Wind power is still following the well-worn path as wind turbines generate electrical energy. But aeolic energy can also be converted into thermal energy. This use pattern can be developed in Russia. A company headquartered in Krasnoyarsk called OKB Mikron (a member of the RAWI, a part of the KANEX Group, a manufacturer of equipment for the mining industry) plans to create a wind-driven thermal hybrid unit which is going to comprise of a wind turbine and a thermal energy storage system. The necessary patents have already been obtained, and the Terus trademark was recently registered for the project. The company claims that the project is unrivalled in the world yet and is up to creating the first prototype as early as next year.

In a vortex of currents

Alexander Kantsurov, Director General of KANEX says, “We’ve counted no fewer than eight options for generating heat from wind energy. The simplest one is the primitive friction of steel on steel, when the rotation of the blades is transmitted to a steel disk, which rotates on another disk, and that is where the heat is picked up from it. According to our calculations, even using this method, it can work for thirteen years without replacing the disc. It won’t wear out. But we fixed upon a magnetic field with a rotor rotating around the stator, magnets being mounted on the rotor, and a magnetic field occuring, and vortex currents – aka Foucault currents – heat the stator. A pipe with liquid is inserted into the stator which when passing through it picks up the heat onto itself.”

According to the company’s technicians, the mechanical energy conversion ratio is going to reach 95% in this unit. The rest will be spent on a back-up low-power generator, while the electric power received from it will be used to support the work of the hybrid unit which includes lighting, pumps, etc.

Dmitry Salov, General Director of Mikron, began developing a device to convert wind energy into heat two decades ago. He says, “Wind power was partly my hobby and as an engineering enthusiast, I was very much taken with the ideas of green future. But since the wind turbines economics is not so simple, the design was gathering dust for a long time till three years ago the Mikron staff went balls on the wall with its execution.”

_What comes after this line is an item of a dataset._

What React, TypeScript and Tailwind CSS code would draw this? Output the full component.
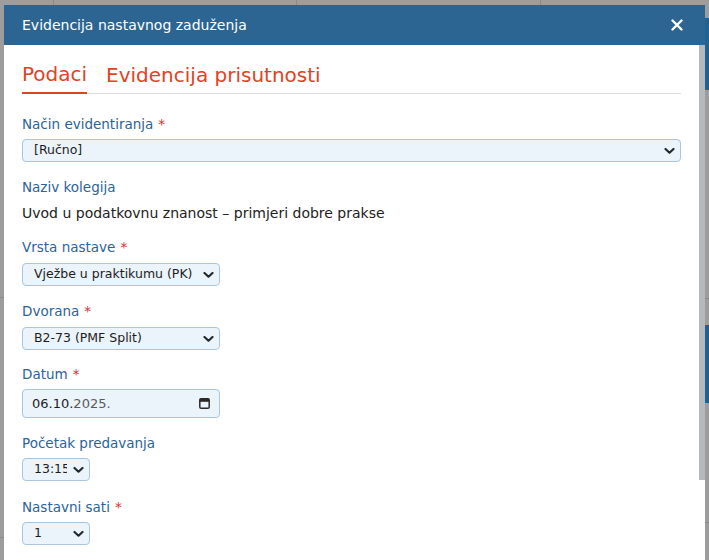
import { useState } from "react";

const font = { fontFamily: '"DejaVu Sans", Verdana, sans-serif' };

function Chevron() {
  return (
    <svg width="11" height="7" viewBox="0 0 11 7" className="pointer-events-none absolute right-[6px] top-1/2 -translate-y-1/2">
      <path d="M1.5 1.5 L5.5 5.2 L9.5 1.5" fill="none" stroke="#1f2a33" strokeWidth="2.2" strokeLinecap="round" strokeLinejoin="round" />
    </svg>
  );
}

function Label({ text, required }: { text: string; required?: boolean }) {
  return (
    <div className="h-[20px] text-[13.5px] leading-[20px] text-[#2b649a]">
      {text}
      {required && <span className="ml-[5px] text-[#d9343a]">*</span>}
    </div>
  );
}

function Select({ value, options, width }: { value: string; options: string[]; width: string }) {
  const [val, setVal] = useState(value);
  return (
    <div className={`relative ${width}`}>
      <select
        value={val}
        onChange={(e) => setVal(e.target.value)}
        style={font}
        className="block h-[23px] w-full appearance-none rounded-[4px] border border-[#a9c6e0] bg-[#ebf3fb] pl-[11px] pr-[22px] text-[12.5px] text-[#1d1d1d] outline-none"
      >
        {options.map((o) => (
          <option key={o}>{o}</option>
        ))}
      </select>
      <Chevron />
    </div>
  );
}

export default function App() {
  const [tab, setTab] = useState("podaci");

  return (
    <div style={font} className="relative h-[560px] w-[709px] overflow-hidden bg-[#9d9d9d]">
      {/* page behind the overlay */}
      <div className="absolute left-[53px] top-0 h-[5px] w-px bg-[#8a8a8a]" />
      <div className="absolute left-[296px] top-0 h-[5px] w-px bg-[#8a8a8a]" />
      <div className="absolute left-[540px] top-0 h-[5px] w-px bg-[#8a8a8a]" />
      <div className="absolute left-0 top-[297px] h-px w-[4px] bg-[#8a8a8a]" />
      <div className="absolute left-0 top-[537px] h-px w-[4px] bg-[#8a8a8a]" />
      <div className="absolute right-0 top-[18px] h-[72px] w-[4px] bg-[#1f6392]" />
      <div className="absolute right-0 top-[325px] h-[78px] w-[4px] bg-[#1f6392]" />
      <div className="absolute right-0 top-[298px] h-px w-[4px] bg-[#8a8a8a]" />
      <div className="absolute right-0 top-[522px] h-px w-[4px] bg-[#8a8a8a]" />

      <div className="ml-[4px] mt-[5px] w-[701px]">
        <div className="flex h-[40px] items-center justify-between bg-[#2c6591] pl-[18px] pr-[22px]">
          <span className="text-[14px] text-white">Evidencija nastavnog zaduženja</span>
          <svg width="12" height="12" viewBox="0 0 12 12">
            <path d="M1.5 1.5 L10.5 10.5 M10.5 1.5 L1.5 10.5" stroke="#fff" strokeWidth="2.4" strokeLinecap="round" />
          </svg>
        </div>

        <div className="flex bg-white">
          <div className="h-[520px] flex-1 px-[18px] pt-[15px]">
            <div className="flex h-[34px] gap-[19px] border-b border-[#dcdcdc]">
              <button
                onClick={() => setTab("podaci")}
                className={`-mb-px h-[34px] pb-[5px] text-[20px] leading-[28px] text-[#e2421f] ${tab === "podaci" ? "border-b-2 border-[#e2421f]" : ""}`}
              >
                Podaci
              </button>
              <button
                onClick={() => setTab("evidencija")}
                className={`-mb-px h-[34px] pb-[5px] text-[20px] leading-[28px] text-[#e2421f] ${tab === "evidencija" ? "border-b-2 border-[#e2421f]" : ""}`}
              >
                Evidencija prisutnosti
              </button>
            </div>

            <div className="mt-[20px] flex flex-col">
              <Label text="Način evidentiranja" required />
              <div className="mb-[15px] mt-[5px]">
                <Select value="[Ručno]" options={["[Ručno]", "[Automatski]"]} width="w-full" />
              </div>

              <Label text="Naziv kolegija" />
              <div className="mb-[14px] mt-[6px] h-[20px] text-[14px] leading-[20px] text-[#222]">
                Uvod u podatkovnu znanost – primjeri dobre prakse
              </div>

              <Label text="Vrsta nastave" required />
              <div className="mb-[15px] mt-[6px]">
                <Select value="Vježbe u praktikumu (PK)" options={["Predavanja (P)", "Vježbe u praktikumu (PK)", "Seminar (S)"]} width="w-[198px]" />
              </div>

              <Label text="Dvorana" required />
              <div className="mb-[14px] mt-[6px]">
                <Select value="B2-73 (PMF Split)" options={["B2-73 (PMF Split)", "A1-01 (PMF Split)"]} width="w-[198px]" />
              </div>

              <Label text="Datum" required />
              <div className="mb-[15px] mt-[5px] flex h-[29px] w-[198px] items-center justify-between rounded-[4px] border border-[#a9c6e0] bg-[#ebf3fb] pl-[9px] pr-[9px] text-[13px] text-[#1d1d1d]">
                <span>
                  06.10.<span className="text-[#5a5a5a]">2025.</span>
                </span>
                <svg width="11" height="11" viewBox="0 0 11 11">
                  <rect x="0.8" y="0.8" width="9.4" height="9.4" rx="1.3" fill="none" stroke="#2a2a2a" strokeWidth="1.5" />
                  <rect x="0.8" y="0.8" width="9.4" height="3" fill="#2a2a2a" />
                </svg>
              </div>

              <Label text="Početak predavanja" />
              <div className="mb-[16px] mt-[5px]">
                <Select value="13:15" options={["13:15", "14:00"]} width="w-[68px]" />
              </div>

              <Label text="Nastavni sati" required />
              <div className="mt-[5px]">
                <Select value="1" options={["1", "2", "3", "4"]} width="w-[68px]" />
              </div>
            </div>
          </div>
          <div className="w-[6px]">
            <div className="h-[435px] w-[6px] bg-[#b6b9bc]" />
          </div>
        </div>
      </div>
    </div>
  );
}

It became immediately apparent that the economics of such wind-powered thermal generation does not ring true when it comes to application in areas connected to the national power grid, but rather it is in demand in isolated areas. Terus plans to start off by using this solution in isolated, remote communities where heat is generated by stand-alone boilers working on supply coal or fuel oil. This is both unsustainable and expensive due to the high transport costs which means higher heat prices for local consumers.